To ease the stress of medical bills, Americans seem to turn to credit cards. However, the credit card options they are turning to are not the conventional cards you might use for everyday purchases. Instead, patients are being guided, most of the time by medical establishments, to use financial specialty products, like medical credit cards. Interest rates on financial specialty products typically reach atop 25%. In return, the outcome of using medical credit cards may carry added stress for medical bills such as decreased access to credit, collection litigations, and increased potential for bankruptcy.
Designing Costly Loan Products
“Fintechs and other lending outfits are designing costly loan products to peddle to patients looking to make ends meet on their medical bills,” said CFPB Director Rohit Chopra. “These new forms of medical debt can create financial ruin for individuals who get sick.” Source.
According to the report, fintech companies continue to create an increasing number of financial products for patients. It is essential to note that most of the terms for medical credit cards and installment loans have interest rates much higher than those of traditional credit cards, which range from 26.99% to 16%. Due to the nature of the medical loans’ deferred interest plans, patients can get stuck with a pile-up of high-interest, typically due at the end of a defined period.
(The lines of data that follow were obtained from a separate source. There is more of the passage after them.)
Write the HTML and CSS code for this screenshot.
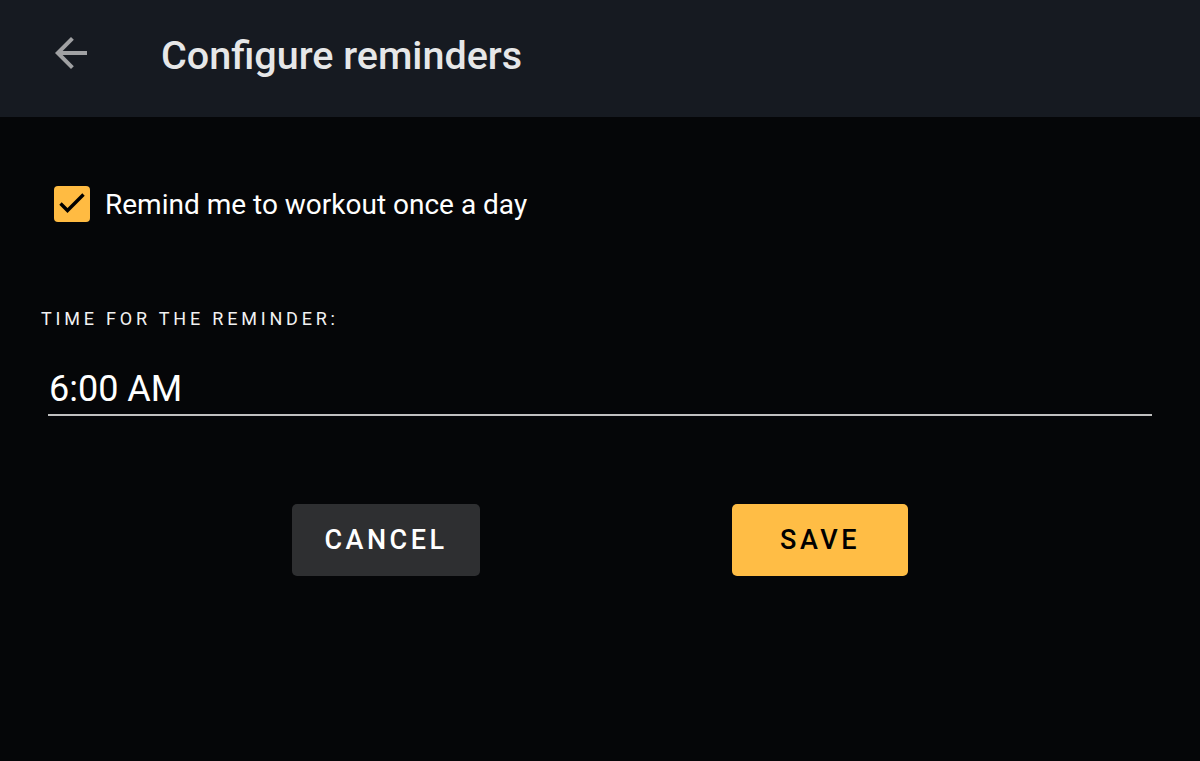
FILE: index.html
```html
<!DOCTYPE html>
<html>
<head>
<meta charset="utf-8">
<link rel="stylesheet" href="styles.css">
</head>
<body>
<header class="appbar">
  <button class="back" aria-label="Back">
    <svg width="48" height="48" viewBox="0 0 24 24"><path d="M20 11H7.83l5.59-5.59L12 4l-8 8 8 8 1.41-1.41L7.83 13H20v-2z" fill="currentColor"/></svg>
  </button>
  <h1 class="title">Configure reminders</h1>
</header>
<main class="content">
  <label class="check-row">
    <span class="checkbox">
      <svg width="36" height="36" viewBox="0 0 36 36"><polyline points="6.5,17.5 13.5,24.5 29.5,8.5" fill="none" stroke="#000" stroke-width="3.4"/></svg>
    </span>
    <span class="check-text">Remind me to workout once a day</span>
  </label>
  <div class="field-label">TIME FOR THE REMINDER:</div>
  <div class="time-field">6:00 AM</div>
  <div class="actions">
    <button class="btn btn-cancel">CANCEL</button>
    <button class="btn btn-save">SAVE</button>
  </div>
</main>
</body>
</html>
```
FILE: styles.css
```css
html, body {
  margin: 0;
  padding: 0;
  background: #050608;
  height: 100%;
  font-family: Roboto, "Noto Sans", sans-serif;
}
.appbar {
  height: 117px;
  background: #161a21;
  display: flex;
  align-items: center;
}
.back {
  background: none;
  border: 0;
  padding: 0;
  margin-left: 47px;
  width: 48px;
  height: 48px;
  color: #a0a1a3;
  display: flex;
  align-items: center;
  justify-content: center;
  margin-top: -12px;
}
.back svg {
  display: block;
}
.title {
  margin: -6px 0 0 66px;
  font-size: 39.5px;
  font-weight: 500;
  color: #e6e7e8;
}
.content {
  padding: 69px 48px 0 48px;
}
.check-row {
  display: flex;
  align-items: center;
  margin-left: 6px;
}
.checkbox {
  width: 36px;
  height: 36px;
  background: #ffbb42;
  border-radius: 4px;
  display: flex;
}
.check-text {
  margin-left: 15px;
  font-size: 28px;
  color: #ffffff;
}
.field-label {
  margin: 86px 0 0 -7px;
  font-size: 18px;
  letter-spacing: 3.8px;
  color: #f2f2f2;
}
.time-field {
  margin-top: 39px;
  font-size: 36px;
  color: #ffffff;
  padding: 0 0 4px 1px;
  border-bottom: 2px solid #c0c0c0;
}
.actions {
  display: flex;
  justify-content: center;
  gap: 252px;
  margin-top: 88px;
}
.btn {
  height: 72px;
  border: 0;
  border-radius: 5px;
  font-family: Roboto, sans-serif;
  font-size: 27px;
  font-weight: 500;
  letter-spacing: 3.5px;
  padding: 0;
}
.btn-cancel {
  width: 188px;
  background: #2e2f31;
  color: #ffffff;
}
.btn-save {
  width: 176px;
  background: #ffbd45;
  color: #000000;
}
```
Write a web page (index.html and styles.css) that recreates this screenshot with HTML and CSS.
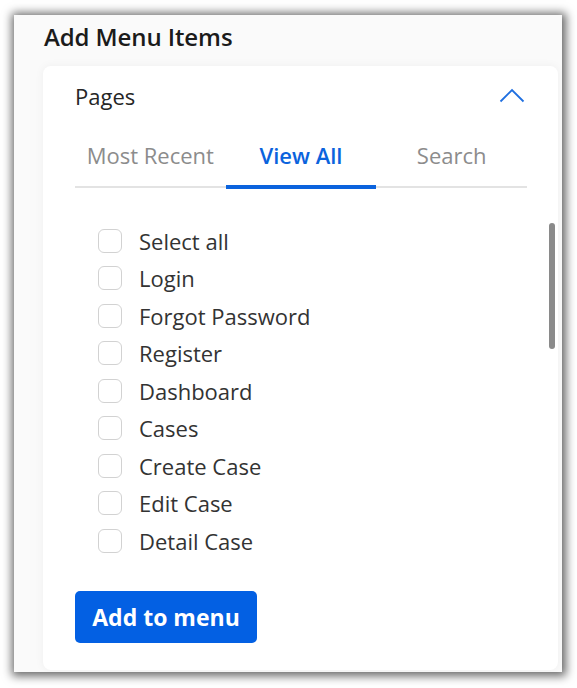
FILE: index.html
```html
<!DOCTYPE html>
<html lang="en">
<head>
<meta charset="utf-8">
<title>Add Menu Items</title>
<link rel="stylesheet" href="styles.css">
</head>
<body>
<div class="window">
  <h2 class="title">Add Menu Items</h2>
  <section class="card">
    <div class="card-header">
      <span class="card-title">Pages</span>
      <svg class="chevron" width="26" height="15" viewBox="0 0 26 15" aria-hidden="true">
        <polyline points="1.5,13.5 13,2 24.5,13.5" fill="none" stroke="#1f6fe0" stroke-width="1.8"/>
      </svg>
    </div>
    <div class="tabs">
      <div class="tab">Most Recent</div>
      <div class="tab active">View All</div>
      <div class="tab">Search</div>
    </div>
    <div class="list-wrap">
      <ul class="list">
        <li class="row"><span class="box"></span><span>Select all</span></li>
        <li class="row"><span class="box"></span><span>Login</span></li>
        <li class="row"><span class="box"></span><span>Forgot Password</span></li>
        <li class="row"><span class="box"></span><span>Register</span></li>
        <li class="row"><span class="box"></span><span>Dashboard</span></li>
        <li class="row"><span class="box"></span><span>Cases</span></li>
        <li class="row"><span class="box"></span><span>Create Case</span></li>
        <li class="row"><span class="box"></span><span>Edit Case</span></li>
        <li class="row"><span class="box"></span><span>Detail Case</span></li>
      </ul>
      <div class="thumb"></div>
    </div>
    <button class="btn">Add to menu</button>
  </section>
</div>
</body>
</html>
```

FILE: styles.css
```css
html, body {
  margin: 0;
  padding: 0;
  background: #ffffff;
}
body {
  width: 577px;
  height: 688px;
  overflow: hidden;
  font-family: "Open Sans", "Noto Sans", sans-serif;
}
.window {
  margin: 15px 0 0 14px;
  width: 548px;
  height: 657px;
  background: #fafafa;
  box-shadow: 1px 1px 9px 3px rgba(0, 0, 0, 0.6);
  box-sizing: border-box;
  padding: 0 4px 0 29px;
  overflow: hidden;
}
.title {
  margin: 0;
  padding: 7px 0 0 1px;
  height: 43px;
  box-sizing: border-box;
  font-size: 24px;
  line-height: 30px;
  font-weight: 600;
  color: #1b1b1b;
  letter-spacing: -0.1px;
}
.card {
  position: relative;
  background: #ffffff;
  border-radius: 8px;
  box-shadow: 0 0 10px rgba(0, 0, 0, 0.05);
  height: 604px;
  margin-top: 8px;
  padding: 16px 31px 0 32px;
  box-sizing: border-box;
}
.card-header {
  display: flex;
  justify-content: space-between;
  align-items: center;
  height: 28px;
}
.card-title {
  font-size: 22px;
  line-height: 28px;
  color: #262626;
}
.chevron {
  margin-right: 2px;
  margin-bottom: 1px;
}
.tabs {
  margin-top: 31px;
  display: grid;
  grid-template-columns: repeat(3, 1fr);
  border-bottom: 2px solid #e3e3e3;
}
.tab {
  text-align: center;
  font-size: 22px;
  line-height: 28px;
  padding-bottom: 16px;
  color: #8c8c8c;
  border-bottom: 4px solid transparent;
  margin-bottom: -3px;
}
.tab.active {
  color: #0b63dd;
  font-weight: 600;
  border-bottom-color: #0b63dd;
}
.list-wrap {
  position: relative;
}
.list {
  list-style: none;
  margin: 34px 0 0 0;
  padding: 0 0 0 23px;
}
.row {
  display: flex;
  align-items: center;
  gap: 17px;
  height: 37.5px;
  font-size: 22px;
  color: #333333;
}
.box {
  width: 24px;
  height: 24px;
  box-sizing: border-box;
  border: 1.5px solid #d2d2d2;
  border-radius: 6px;
  flex: none;
}
.thumb {
  position: absolute;
  top: 1px;
  right: -28px;
  width: 6px;
  height: 126px;
  border-radius: 3px;
  background: #8a8a8a;
}
.btn {
  display: block;
  margin-top: 31px;
  width: 182px;
  height: 52px;
  border: none;
  border-radius: 5px;
  background: #0360e3;
  color: #ffffff;
  font-family: "Open Sans", "Noto Sans", sans-serif;
  font-size: 23px;
  font-weight: 700;
  padding: 0;
}
```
As a result, patients experience the stress of medical bills that are too expensive and unaffordable.
From 2018 to 2020, patients and their families have used specialty medical credit cards or loans (with deferred interest periods) to pay nearly $23 billion in healthcare expenses – for more than 17 million medical purchases. These are all payments for individual services ranging from as low as $35 to as high as $40,000. These large numbers include various healthcare services like basic medical care, lab work, medications, dental, and more.
CFPB research findings:
- Medical financing companies market their products directly to healthcare providers
- Patients need guidance on terms and risks
- Patients can get stuck with ballooned deferred interest and lawsuits
To view the full report, click here.
Overall, patients need additional assistance when choosing a payment plan for their medical expenses. Healthcare providers are pitching different payment options to patients even though they may not have the proper training to help guide them toward the more affordable option. As a result, patients get handed inflated repayment rates, which can lead to lawsuits pursued by creditors, otherwise not pursued by healthcare providers. Healthcare providers may be more inclined to offer specialty payment options to patients because financial firms market their products as less risky for the provider.